What does matter is to make sure the bolt & cylinder head threads  are nice and clean and a good torque sequence is followed. I always chase the bolts with a die and the thread holes with a tap and blow out the thread holes with compressed air, and make sure the bolts turn freely.  When torquing down the bolts you want to gradually ramp up the torque... in at least 3 stages. I would probably torque toe bolts as follows: snug, 20 ft lb, 40 ft lb, 58/60 ft lb.  Many people recommend increasing by 10 ft/lb increments. It can only help spread the load and flatten the gasket. It is also generally agreed that an inside to outside torque sequence is bet to help flatten out the gaskets ... think of it like grandma rolling out those home made buttermilk biscuits. With that in mind, I start at the inner to then work may way out going back and forth until you reach the 2 end bolts, then repeat again starting at the center with the next torque increment.

I rebuilt my engine in 2012 and have maybe checked the bolts once or twice with no issues. Of course exhaust manifolds were machined, cleaned and torqued down as indicated. As far as coating the bolts I know I used the Permatex Anti-Seize Lubricant, rated up to 1600 degrees, on the cylinder head bolts and am pretty sure I also coated the exhaust manifold bolts with it, but need to go back over my notes.

The exh manifold gaskets can go on upside down. They are just offset enough to give you problems, but they look like they are installed correctly.

Also used to have problems with the exhaust manifolds. Had them machined flat twice, but the problem persisted. The fix for me was new bolts and copper gaskets. Never had any problems since. 

Thanks to all for the input. Mark, I have heard about copper gaskets. Are they just cut from a sheet and if so, how thick? Were you able to locate new bolts identical to stock, with the smaller head?

Seller told me they are cut from copper sheet, in my case 0.046” thick. His standard thickness is 0.042” but I like my gaskets a bit thicker. Please note that copper gaskets must be annealed before installation.

As for the bolts, they were custom made by a local company. Couldn’t find the original bolts anywhere (metric only here). They fit nicely though, so I assume they are an exact copy of the original.

You can see the original bolts and see specs on my parts page by Clicking Here

Thanks Mark, I think I will go with a compromise. I have ordered a sheet of .043" soft annealed copper and will fabricate my own gaskets but I have a good set of original bolts that I will use. I will also carefully torque the manifolds to the heads before installation as suggested by Jason. This may be the first time that has happened since I've owned the car. My memory is a little fuzzy but I believe when I rebuilt the engine in about 1989, I put the engine in first and then installed the manifolds. I have learned since that the manual tells you to do the opposite but that was just how I did things back then so they may have never been torqued correctly leading to the cycle of replacing gaskets with the heads in place.

Good luck! Hopefully this will solve your problem.

Got them done today.
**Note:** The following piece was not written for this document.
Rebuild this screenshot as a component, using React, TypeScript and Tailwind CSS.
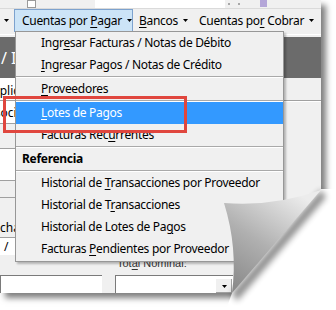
import React from 'react';

type Entry =
  | { type: 'item'; label: string; at: number; active?: boolean }
  | { type: 'sep' }
  | { type: 'head'; label: string };

const entries: Entry[] = [
  { type: 'item', label: 'Ingresar Facturas / Notas de Débito', at: 4 },
  { type: 'item', label: 'Ingresar Pagos / Notas de Crédito', at: 0 },
  { type: 'sep' },
  { type: 'item', label: 'Proveedores', at: 0 },
  { type: 'sep' },
  { type: 'item', label: 'Lotes de Pagos', at: 0, active: true },
  { type: 'item', label: 'Facturas Recurrentes', at: 12 },
  { type: 'sep' },
  { type: 'head', label: 'Referencia' },
  { type: 'sep' },
  { type: 'item', label: 'Historial de Transacciones por Proveedor', at: 13 },
  { type: 'item', label: 'Historial de Transacciones', at: 14 },
  { type: 'item', label: 'Historial de Lotes de Pagos', at: 24 },
  { type: 'item', label: 'Facturas Pendientes por Proveedor', at: 9 },
];

function Caret({ className = '' }: { className?: string }) {
  return (
    <svg width="5" height="3" viewBox="0 0 5 3" className={className}>
      <path d="M0 0H5L2.5 3Z" fill="currentColor" />
    </svg>
  );
}

function Mn({ text, at }: { text: string; at: number }) {
  return (
    <>
      {text.slice(0, at)}
      <span className="underline decoration-1 underline-offset-2">{text[at]}</span>
      {text.slice(at + 1)}
    </>
  );
}

function MenuBar() {
  return (
    <div className="h-[23px] shrink-0 flex items-stretch bg-[#f0f0f0] text-[12px] tracking-[-0.3px] text-black">
      <div className="w-[14px] flex items-center pl-[4px]">
        <Caret />
      </div>
      <div className="w-[119px] flex items-center gap-[5px] pl-[7px] border border-[#7da2ce] bg-[#cce4f7]">
        <span>
          <Mn text="Cuentas por Pagar" at={12} />
        </span>
        <Caret />
      </div>
      <div className="w-[59px] flex items-center gap-[5px] pl-[6px]">
        <span>
          <Mn text="Bancos" at={0} />
        </span>
        <Caret />
      </div>
      <div className="flex-1 flex items-center gap-[5px] pl-[7px] whitespace-nowrap">
        <span>
          <Mn text="Cuentas por Cobrar" at={10} />
        </span>
        <Caret />
      </div>
    </div>
  );
}

function Dropdown() {
  return (
    <div className="absolute left-[15px] top-[31px] w-[269px] border border-[#979797] bg-[#f0f0f0] pb-px shadow-[2px_2px_2px_rgba(0,0,0,0.25)] text-[12px] tracking-[-0.3px] text-black">
      {entries.map((e, i) => {
        if (e.type === 'sep') {
          return <div key={i} className="h-[2px] border-t border-[#a9a9a9] border-b border-b-white" />;
        }
        if (e.type === 'head') {
          return (
            <div key={i} className="h-[22px] flex items-center pl-[6px] font-bold">
              {e.label}
            </div>
          );
        }
        return (
          <div
            key={i}
            className={
              e.active
                ? 'h-[22px] flex items-center pl-[25px] bg-[#3399ff] text-white'
                : 'h-[22px] flex items-center pl-[25px]'
            }
          >
            <span className="whitespace-nowrap">
              <Mn text={e.label} at={e.at} />
            </span>
          </div>
        );
      })}
    </div>
  );
}

function FormArea() {
  return (
    <div className="flex-1 flex flex-col text-[12px] text-black overflow-hidden">
      <div className="h-[22px] w-[200px] bg-white pt-[4px] leading-[18px] whitespace-nowrap">
        <span className="-ml-[8px]">Aplicación</span>
      </div>
      <div className="h-px bg-[#a0a0a0]" />
      <div className="h-px bg-white" />
      <div className="h-[21px] w-[200px] bg-white leading-[21px] whitespace-nowrap">
        <span className="-ml-[13px]">Asociación</span>
      </div>
      <div className="h-px w-[200px] bg-[#a0a0a0]" />
      <div className="h-[24px]" />
      <div className="h-px w-[200px] bg-[#a0a0a0]" />
      <div className="h-[31px] w-[200px] bg-white" />
      <div className="h-px w-[200px] bg-[#a0a0a0]" />
      <div className="h-[16px]" />
      <div className="h-px w-[200px] bg-[#a0a0a0]" />
      <div className="h-[39px] flex items-end pb-[1px] leading-[16px] whitespace-nowrap">
        <span className="-ml-[13px]">Fecha</span>
      </div>
      <div className="h-px w-[200px] bg-[#a0a0a0]" />
      <div className="h-[17px] w-[60px] bg-white leading-[17px] pl-[4px]">/</div>
      <div className="h-[20px] flex items-end pb-[5px] pl-[117px] font-['Liberation_Sans',Arial,sans-serif] text-[11px] leading-[14px] text-[#333]">
        <span>
          <Mn text="Total Nominal:" at={3} />
        </span>
      </div>
      <div className="h-[18px] flex">
        <div className="w-[102px] bg-white border-t border-l border-[#7a7a7a]" />
        <div className="ml-[13px] w-[118px] flex bg-white border-t border-l border-[#7a7a7a]">
          <div className="flex-1" />
          <div className="w-[17px] mt-[2px] mr-px flex items-center justify-center bg-[#f0f0f0] border-l border-t border-white shadow-[inset_-1px_-1px_0_#a0a0a0]">
            <Caret />
          </div>
        </div>
      </div>
    </div>
  );
}

function Curl() {
  return (
    <svg className="absolute inset-0 pointer-events-none" width="336" height="310" viewBox="0 0 336 310">
      <defs>
        <filter id="soft" x="-30%" y="-30%" width="160%" height="160%">
          <feGaussianBlur stdDeviation="3" />
        </filter>
        <linearGradient id="flap" gradientUnits="userSpaceOnUse" x1="300" y1="195" x2="238" y2="288">
          <stop offset="0" stopColor="#ececec" />
          <stop offset="0.55" stopColor="#b0b0b0" />
          <stop offset="1" stopColor="#8c8c8c" />
        </linearGradient>
      </defs>
      <polygon points="232,293 321,189 336,189 336,310 226,310" fill="#fff" />
      <path d="M232,293 L321,190 L326,197 L237,301 Z" fill="#000" opacity="0.45" filter="url(#soft)" />
      <path d="M224,203 Q273,207 321,190 L232,293 Q238,248 224,203 Z" fill="url(#flap)" />
    </svg>
  );
}

export default function App() {
  return (
    <div className="relative w-[336px] h-[310px] overflow-hidden bg-white font-['Noto_Sans','Open_Sans',sans-serif]">
      <div className="relative w-[321px] h-[293px] flex flex-col bg-[#f0f0f0] shadow-[5px_5px_6px_rgba(0,0,0,0.5)]">
        <div className="h-[9px] shrink-0 flex border-b border-[#dadada]">
          <div className="w-[27px]" />
          <div className="w-[9px] h-[8px] bg-white border border-[#9a9a9a]" />
          <div className="w-[59px]" />
          <div className="w-[130px] bg-white" />
          <div className="flex-1 flex items-start gap-[8px] pl-[3px] pt-[3px]">
            <div className="w-[2px] h-[2px] bg-[#a8a8a8]" />
            <div className="w-[2px] h-[2px] bg-[#a8a8a8]" />
            <div className="ml-[12px] -mt-[3px] w-[7px] h-[7px] bg-[#b4a6d8]" />
          </div>
        </div>
        <MenuBar />
        <div className="h-[5px] shrink-0 pt-[2px]">
          <div className="h-px bg-white" />
        </div>
        <div className="h-[41px] shrink-0 bg-[#6b6b6b] pt-[12px] pl-[1px] text-[16px] leading-[18px] text-white whitespace-nowrap">
          / I
        </div>
        <FormArea />
        <Dropdown />
        <div className="absolute left-[3px] top-[96px] w-[184px] h-[37px] border-[3px] border-[#e0463e]" />
      </div>
      <Curl />
    </div>
  );
}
I'm feeling pretty confident this is going to work but we'll have to wait and see. I was looking through my extra parts for a pair of exhaust flange gaskets which I was pretty sure I had. I found six pairs - which means that's how many times I've replaced them. Isn't that pretty much the definition of insanity?

The process:

They look fantastic!!! Very Professional. 

Nice!

So far so good. Here is what they look like installed. Carefully torqued to 5 ft-lbs more than the manual calls for (just because I really want to be done with this)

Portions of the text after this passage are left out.